As almost universally expected the Federal Reserve has decided to raise the Fed funds target rate range another 25 basis points to 2-2.25%. The accompanying statement has dropped the sentence that described the Fed’s monetary stance as “accommodative”, but hasn’t replaced it with any other descriptors. However, the Fed continues to expect that “further gradual increases” in the policy rate will be required for them to achieve their growth, labour market and inflation mandate. There were no other changes to the text with activity and job gains still described as “strong” while inflation remains near target.

New Forecasts suggest upside risks

The Fed has updated is economic projections though, with an extra “dot” in the form of new Fed Vice Chair Richard Clarida. GDP growth expectations for 4Q18 have been upped to 3.1% from 2.8% in June while the 2019 forecast has been raised a tenth of a percentage point to 2.5%. The forecast range has been extended to 2021, which is expected to see growth of 1.8%, down from 2% in 2020. This 1.8% figure is in line with the Fed’s longer-run growth expectation. These projections are broadly in line with our own forecasts.
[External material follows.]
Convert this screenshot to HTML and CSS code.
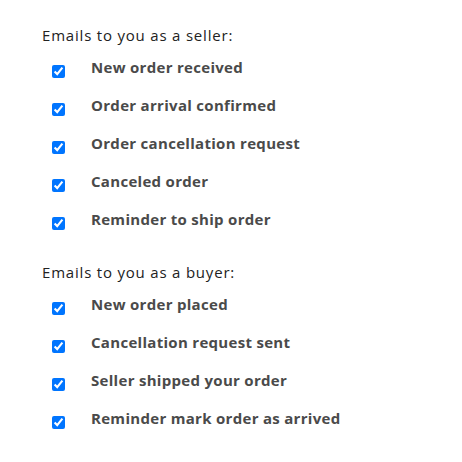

Inflation forecasts have barely changed and point to ongoing outcomes close to 2%. Unemployment projections are also broadly unchanged with 3.5% expected to be the low through 2019 and 2020.

As such the Fed continues to predict a central rate of 2.4% for end 2018 – implying one more rate rise this year. While 2019 is pencilled in at 3.1%, implying three rate rises and 2020 is at 3.4%. This appears to be the peak with the new 2021 prediction also 3.4%. However, the Fed has bucked the recent trend of cutting its longer-run projection and actually nudged it up to 3%.

ING's view

In terms of our view for Fed policy, economic activity is undoubtedly very strong with another 4%+ GDP growth figure looking possible for 3Q18, while all of the major inflation measures are at or above the Federal Reserve’s 2% target. Wages are picking up, the unemployment rate is close to an 18-year low and asset prices continue to rise. These all point to further interest rate rises, with another 25 basis point rate hike looking probable for December – 12 of 16 Fed officials predict it in the “dot diagram”.

However, the outlook is more clouded for 2019. A recent Bloomberg survey suggests that analysts are favouring a 25bp rate hike in each of the first three quarters of 2019, identical to the Fed’s guidance within today's forecasts. The market, on the other hand, is only really pricing in one hike next year. We are in the middle favouring two – one in 1Q19 and one in 3Q19.

We see the US economy facing more headwinds as we move into 2019. The support from this year’s massive fiscal stimulus will gradually fade while tighter financial conditions in the form of higher US borrowing costs and the stronger dollar will also act as a brake on growth. Then there is the gradual drag from trade tensions that will impact supply chains and put up the cost of doing business, while emerging market weakness could start to exert more of a drag on global and US activity. This should help to dampen inflation pressures in the medium term. The caveat is that if these external tensions ease then we would be willing to raise our forecast to three 25 basis point rate rises in 2019.